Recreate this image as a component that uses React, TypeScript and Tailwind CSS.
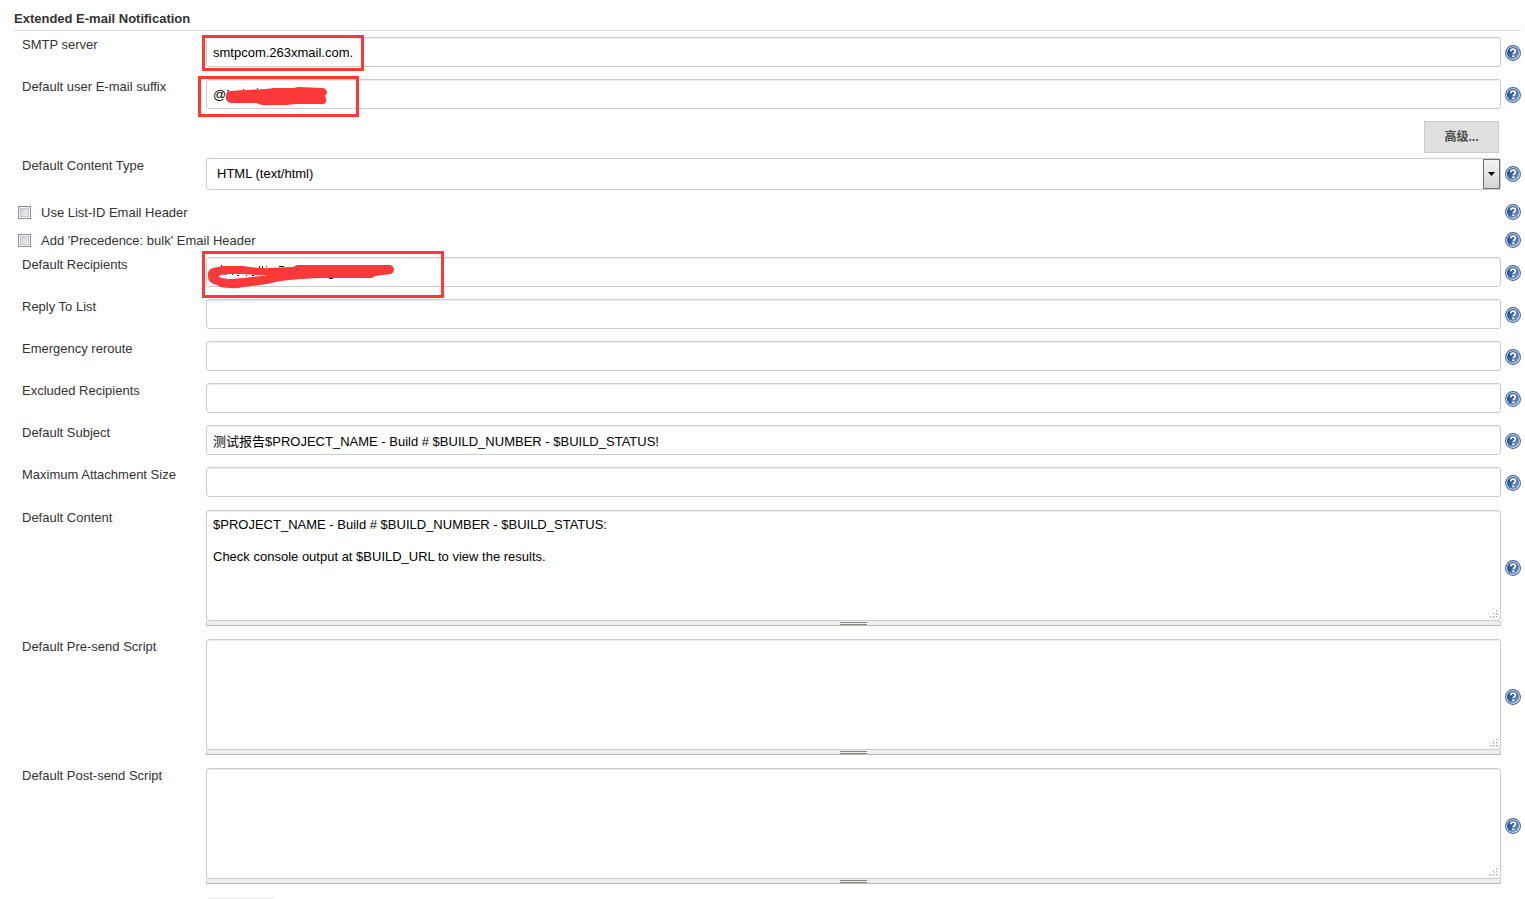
import { useId, useState } from 'react';
import type { ReactNode } from 'react';

/* ──────────────────────────────────────────────
   Help icon
   ────────────────────────────────────────────── */
function HelpLink({ topic }: { topic: string }) {
  const gradient = useId();

  return (
    <a href="#help" aria-label={`Help for feature: ${topic}`} className="block size-4 shrink-0">
      <svg viewBox="0 0 16 16" className="block size-4">
        <defs>
          <linearGradient id={gradient} x1="0" y1="0" x2="1" y2="1">
            <stop offset="0" stopColor="#1f4787" />
            <stop offset="0.5" stopColor="#3a65a3" />
            <stop offset="1" stopColor="#94b4da" />
          </linearGradient>
        </defs>
        <circle cx="8" cy="8" r="7.4" fill="#fff" stroke="#3c639c" strokeWidth="1.1" />
        <circle cx="8" cy="8" r="6.1" fill={`url(#${gradient})`} />
        <path
          d="M5.8 6.2c0-1.3 1-2 2.3-2s2.3.8 2.3 1.9c0 1.6-2.1 1.6-2.1 3.2"
          fill="none"
          stroke="#fff"
          strokeWidth="1.7"
        />
        <rect x="7.3" y="10.4" width="2" height="1.8" fill="#fff" />
      </svg>
    </a>
  );
}

/* ──────────────────────────────────────────────
   Form rows
   ────────────────────────────────────────────── */
interface RowProps {
  id: string;
  label: string;
  center?: boolean;
  children: ReactNode;
}

function Row({ id, label, center, children }: RowProps) {
  return (
    <div className="flex">
      <label htmlFor={id} className="w-48 shrink-0 pl-2 leading-4">
        {label}
      </label>
      <div className="relative min-w-0 flex-1">{children}</div>
      <div className={`ml-1 flex ${center ? 'items-center' : 'items-start pt-2'}`}>
        <HelpLink topic={label} />
      </div>
    </div>
  );
}

interface FieldProps {
  label: string;
  value?: string;
  children?: ReactNode;
}

function TextRow({ label, value = '', children }: FieldProps) {
  const id = useId();
  const [text, setText] = useState(value);

  return (
    <Row id={id} label={label}>
      <input
        id={id}
        type="text"
        value={text}
        onChange={(e) => setText(e.target.value)}
        className="block h-[30px] w-full rounded-[3px] border border-[#ccc] bg-white px-1.5 leading-4 text-black shadow-[inset_0_1px_1px_rgba(0,0,0,0.075)] outline-none"
      />
      {children}
    </Row>
  );
}

function TextAreaRow({ label, value = '' }: FieldProps) {
  const id = useId();
  const [text, setText] = useState(value);

  return (
    <Row id={id} label={label} center>
      <textarea
        id={id}
        value={text}
        onChange={(e) => setText(e.target.value)}
        className="block h-[111px] w-full resize-none rounded-[3px] border border-[#ccc] bg-white px-1.5 py-1.5 leading-4 text-black shadow-[inset_0_1px_1px_rgba(0,0,0,0.075)] outline-none"
      />
      {/* Resize grip */}
      <svg viewBox="0 0 8 8" fill="#999" className="pointer-events-none absolute right-[3px] bottom-2 size-2">
        <path d="M6 0h1v1h-1zM3 3h1v1h-1zM6 3h1v1h-1zM0 6h1v1h-1zM3 6h1v1h-1zM6 6h1v1h-1z" />
        <path
          d="M7 1h1v1h-1zM4 4h1v1h-1zM7 4h1v1h-1zM1 7h1v1h-1zM4 7h1v1h-1zM7 7h1v1h-1z"
          fill="#ccc"
        />
      </svg>
      {/* Drag handle */}
      <div className="flex h-[5px] flex-col items-center justify-between border-x border-b border-x-[#ccc] border-b-[#b8b8b4] bg-[#eee] pt-px">
        <div className="h-[3px] w-[27px] border-y border-[#888a85]" />
      </div>
    </Row>
  );
}

function CheckboxRow({ label }: { label: string }) {
  const [checked, setChecked] = useState(false);

  return (
    <div className="flex h-7 items-center justify-between">
      <label className="flex items-center gap-2.5 pl-1">
        <input
          type="checkbox"
          checked={checked}
          onChange={(e) => setChecked(e.target.checked)}
          className="size-[13px] appearance-none border border-[#8e8f8f] bg-linear-to-br from-[#c9cdd3] to-[#f4f4f4] shadow-[inset_0_0_0_1px_#f4f4f4,inset_0_0_0_2px_#c4c8cc] checked:bg-[#4b6a9b]"
        />
        <span className="pt-0.5 leading-5">{label}</span>
      </label>
      <HelpLink topic={label} />
    </div>
  );
}

/* ──────────────────────────────────────────────
   Red marker strokes over the private addresses
   ────────────────────────────────────────────── */
function SuffixMarker() {
  return (
    <svg viewBox="0 0 150 30" className="pointer-events-none absolute top-0 left-0 h-[30px] w-[150px]">
      <path d="M21 11h2v1h-2zM37 10h1v1h-1zM51 9h1v1h-1z" fill="#333" />
      <path
        d="M24 12L40 11L60 10L68 9L88 9L92 8L117 9Q121 10 121 14L119 17Q121 20 120 23Q118 26 114 25L90 25L80 26L56 26L50 24L25 24Q19 23 20 17Q20 12 24 12Z"
        fill="#fc3838"
      />
    </svg>
  );
}

function RecipientsMarker() {
  return (
    <svg viewBox="0 0 200 34" className="pointer-events-none absolute top-0 left-0 h-[34px] w-[200px]">
      <path d="M15 8h1v3h-1zM53 9h1v3h-1zM56 9h1v3h-1zM60 9h1v1h-1zM73 9h5v1h-5zM123 20h4v2h-4z" fill="#222" />
      <path
        d="M2 16Q3 12 7 11L17 9L37 9Q48 11 61 11L87 10L91 8L184 8Q188 9 188 13Q187 17 184 17L169 19L166 21L114 21L94 22L74 24L61 27L37 30Q30 32 24 31Q14 31 11 28Q2 26 2 20ZM14 18L13 20Q18 22 26 22L37 21L55 19L62 18L50 18L37 17L24 17Z"
        fill="#fc3838"
        fillRule="evenodd"
      />
      <path d="M19 17h1v1h-1zM26 17h1v1h-1zM31 18h2v1h-2zM40 18h1v1h-1zM46 18h2v1h-2z" fill="#222" />
    </svg>
  );
}

/* ──────────────────────────────────────────────
   Page
   ────────────────────────────────────────────── */
export default function App() {
  return (
    <main className="bg-white pr-1 pl-3.5 font-['Liberation_Sans','Noto_Sans_CJK_SC',sans-serif] text-[13px] text-[#333]">
      <h2 className="border-b border-[#ddd] pt-[9px] pb-px leading-5 font-bold">Extended E-mail Notification</h2>

      <form className="pt-1.5" onSubmit={(e) => e.preventDefault()}>
        <div className="flex flex-col gap-3">
          <TextRow label="SMTP server" value="smtpcom.263xmail.com.">
            <div className="pointer-events-none absolute -top-0.5 -left-1 h-9 w-[162px] border-3 border-[#fc3838]" />
          </TextRow>
          <TextRow label="Default user E-mail suffix" value="@">
            <SuffixMarker />
            <div className="pointer-events-none absolute -top-[3px] -left-2 h-[41px] w-[161px] border-3 border-[#fc3838]" />
          </TextRow>
        </div>

        <div className="flex justify-end pt-3 pr-[22px] pb-[5px]">
          <button
            type="button"
            className="h-8 w-[75px] border border-[#ccc] bg-[#e0e0e0] text-xs font-bold text-[#4d4d4d]"
          >
            高级...
          </button>
        </div>

        <Row id="content-type" label="Default Content Type" center>
          <select
            id="content-type"
            className="block h-8 w-full appearance-none rounded-[3px] border border-[#ccc] bg-white pr-5 pl-2.5 text-black outline-none"
          >
            <option>HTML (text/html)</option>
          </select>
          <div className="pointer-events-none absolute top-px right-px bottom-px flex w-[17px] items-center justify-center border border-[#707070] bg-linear-to-b from-[#f4f4f4] to-[#d4d4d4]">
            <svg viewBox="0 0 7 4" className="h-1 w-[7px]">
              <path d="M0 0h7L3.5 4z" fill="#000" />
            </svg>
          </div>
        </Row>

        <div className="pt-2 pb-[3px]">
          <CheckboxRow label="Use List-ID Email Header" />
          <CheckboxRow label="Add 'Precedence: bulk' Email Header" />
        </div>

        <div className="flex flex-col gap-3">
          <TextRow label="Default Recipients">
            <RecipientsMarker />
            <div className="pointer-events-none absolute -top-1.5 -left-1 h-[47px] w-[242px] border-3 border-[#fc3838]" />
          </TextRow>
          <TextRow label="Reply To List" />
          <TextRow label="Emergency reroute" />
          <TextRow label="Excluded Recipients" />
          <TextRow
            label="Default Subject"
            value="测试报告$PROJECT_NAME - Build # $BUILD_NUMBER - $BUILD_STATUS!"
          />
          <TextRow label="Maximum Attachment Size" />
        </div>

        <div className="flex flex-col gap-[13px] pt-[13px]">
          <TextAreaRow
            label="Default Content"
            value={
              '$PROJECT_NAME - Build # $BUILD_NUMBER - $BUILD_STATUS:\n\nCheck console output at $BUILD_URL to view the results.'
            }
          />
          <TextAreaRow label="Default Pre-send Script" />
          <TextAreaRow label="Default Post-send Script" />
        </div>

        {/* Top edge of the next control */}
        <div className="mt-[13px] ml-[194px] h-0.5 w-[66px] bg-[#f3f3f3]" />
      </form>
    </main>
  );
}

-=-=-

• [Directive]: Reproduce only the lines from the beginning of the data through the line that contains "const gradient = useId();", both included, and please drop the pictures.

• [Solution to the problem]:
Recreate this image as a component that uses React, TypeScript and Tailwind CSS.
import { useId, useState } from 'react';
import type { ReactNode } from 'react';

/* ──────────────────────────────────────────────
   Help icon
   ────────────────────────────────────────────── */
function HelpLink({ topic }: { topic: string }) {
  const gradient = useId();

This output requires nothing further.